А еще нередко публикуемые антисемитские карикатуры, где Набоков был непременным персонажем, выступая неким представителем еврейства…
Но не будем скрывать, что два раза Набоков все-таки позволил себе нечто не очень красивое: однажды он, описывая в «Большевистском перевороте» председателя петроградской ЧК Моисея Урицкого, упомянул его «наглую еврейскую физиономию», а в другой раз едко высказался в адрес большевика Юрия Стеклова, которого по рождению звали Овшием (Овсеем) Нахамкесом. Точнее, Набоков прошелся по его подлинной фамилии, написав во «Временном правительстве», что «как-то органически сочетались “нахал” и “хам”» (в то время как эта фамилия происходит от еврейского старинного, хотя и встречающегося сейчас женского имени Нехама, которое, в свою очередь, означает «жалеть» или «утешать»). Да, это не лучшие высказывания Владимира Дмитриевича: какими бы неприятными ни были Урицкий и Стеклов, их поведение к национальности не имело отношения. Но ни осуждать Набокова, ни искать ему оправдания мы не будем: он в этом не нуждается.
(В скобках заметим, что не все Набоковы поддерживали Владимира Дмитриевича: некоторые его братья и сестры считали защиту евреев и выступления против других неприятных особенностей тогдашнего общества прихотью русского дворянина, «забывшего царя». Мать же, Мария Фердинандовна, «бабка Корф», искренне не понимала, как ее сын Владимир, столь любивший жить хорошо и со вкусом, мог постоянно рисковать свободой и богатством, уйдя в оппозицию. Корф считала, что Владимира кто-то соблазнил перейти на темную сторону и отказаться от царской службы.)
Владимир-младший, безусловно, видевший, читавший и слышавший все вышеупомянутое, испытывал не меньшее отвращение к антисемитам и антисемитизму, однако выказывал это иначе.
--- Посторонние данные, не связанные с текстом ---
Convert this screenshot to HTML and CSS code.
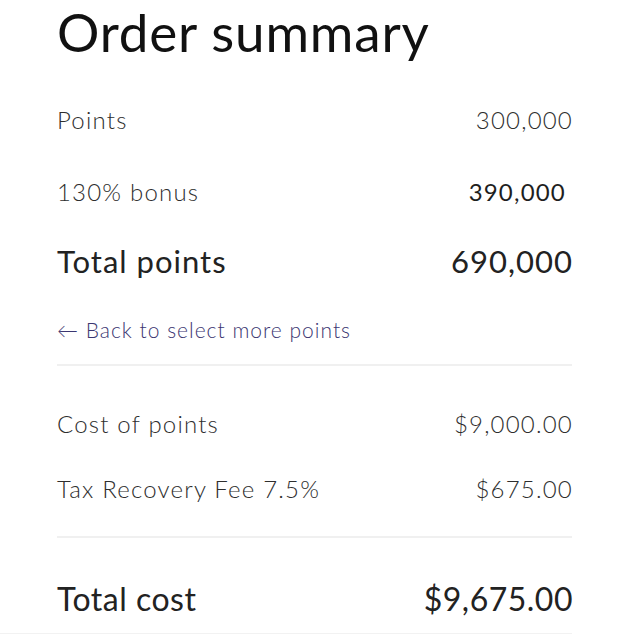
FILE: index.html
```html
<!DOCTYPE html>
<html>
<head>
    <meta charset="UTF-8">
    <title>Order summary</title>
    <link rel="stylesheet" href="styles.css">
</head>
<body>
    <!-- Order Summary Panel -->
    <div class="summary">
        <h1>Order summary</h1>

        <!-- Points breakdown -->
        <div class="row row-light">
            <span>Points</span>
            <span class="value">300,000</span>
        </div>
        <div class="row row-light">
            <span>130% bonus</span>
            <span class="value bonus-value">390,000</span>
        </div>
        <div class="row row-total row-points">
            <span>Total points</span>
            <span class="value">690,000</span>
        </div>
        <a href="#" class="back-link">&larr; Back to select more points</a>

        <!-- Cost breakdown -->
        <div class="cost-section">
            <div class="row row-light row-cost">
                <span>Cost of points</span>
                <span class="value">$9,000.00</span>
            </div>
            <div class="row row-light row-cost">
                <span>Tax Recovery Fee 7.5%</span>
                <span class="value">$675.00</span>
            </div>
        </div>
        <div class="row row-total row-grand">
            <span>Total cost</span>
            <span class="value">$9,675.00</span>
        </div>
    </div>
</body>
</html>
```

FILE: styles.css
```css
/* General Styling */
body {
    font-family: 'Lato', 'Noto Sans', sans-serif;
    margin: 0;
    background-color: #fff;
    color: #333;
}

/* Summary panel */
.summary {
    width: 515px;
    padding-left: 57px;
    border-bottom: 1px solid #f2f2f2;
}

h1 {
    margin: 0;
    font-size: 53px;
    line-height: 64px;
    font-weight: 400;
    letter-spacing: 0.8px;
    color: #111;
    padding-bottom: 19px;
}

.row {
    display: flex;
    justify-content: space-between;
    align-items: center;
}

.row .value {
    margin-right: -1px;
}

.row-light {
    height: 72px;
    font-size: 24px;
    font-weight: 300;
    letter-spacing: 1.2px;
    color: #2e2e2e;
}

.bonus-value {
    font-weight: 400;
    color: #1e1e1e;
    padding-right: 7px;
}

.row-total {
    font-weight: 400;
    color: #222;
}

.row-points {
    height: 68px;
    font-size: 31px;
    letter-spacing: 1px;
}

.back-link {
    display: block;
    height: 69px;
    line-height: 69px;
    font-size: 21px;
    font-weight: 300;
    letter-spacing: 1px;
    color: #3b3671;
    text-decoration: none;
    border-bottom: 2px solid #f0f0f0;
}

.cost-section {
    padding-top: 25px;
    padding-bottom: 15px;
    border-bottom: 2px solid #f0f0f0;
}

.row-cost {
    height: 65px;
}

.row-grand {
    margin-top: 26px;
    height: 69px;
    font-size: 32px;
    letter-spacing: 0.5px;
}
```
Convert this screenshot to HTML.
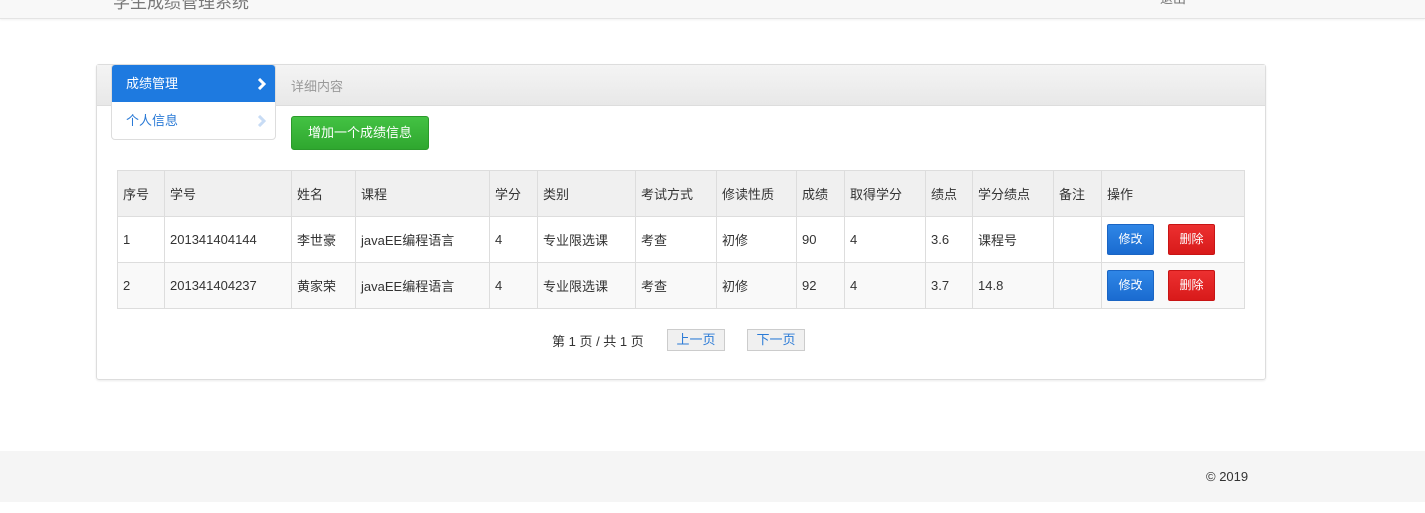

Впрочем, его эта проблема коснулась более чем овеществленно: он и его жена Вера Евсеевна, урожденная Слоним, живя в Берлине, сталкивались и с ксенофобией, и с антисемитизмом, и в итоге с прямой угрозой жизни.
Рассказывают, что уже после официального бойкота еврейских магазинов со стороны нацистов, весной 1933 года, Набоков со своим приятелем, как и он, по национальности не имеющим к евреям отношения (впрочем, уже в XXI веке выяснилось, что у какого-то дальнего-дальнего предка писателя по материнской линии, находящегося на линии прапрадеда, была еврейская кровь, но сам Набоков об этом не узнал), демонстративно заходили во все магазины, которые держали евреи и которые еще не закрылись, – вопреки солдатам в униформе, стоявшим у входа и формально ничего не делавшим, только внушавшим страх потенциальным покупателям.
Много позже, уже эмигрировав в США, Набоков с сыном Дмитрием и другом зашел в ресторан в Новой Англии, где неожиданно увидел в меню краткое уведомление: «Только для неевреев». Как рассказывал видный набоковед Альфред Аппель, писатель позвал официантку и спросил, что она сделала бы, если бы сейчас к ним явился бородатый мужчина с беременной женой и при этом они были бы оба предельно утомлены длительным путешествием. «О чем вы говорите?» – спросила официантка. «Об Иисусе Христе», – по легенде ответил Набоков громогласно, указав на скандальную надпись, и тут же увел всех из этого ресторана. «Мой сын мною очень гордился», – позднее замечал В. В. Набоков. Были и другие случаи, когда он не желал мириться с антиеврейскими высказываниями и был даже готов выгнать гостей из дома, если замечал за ними нечто подобное.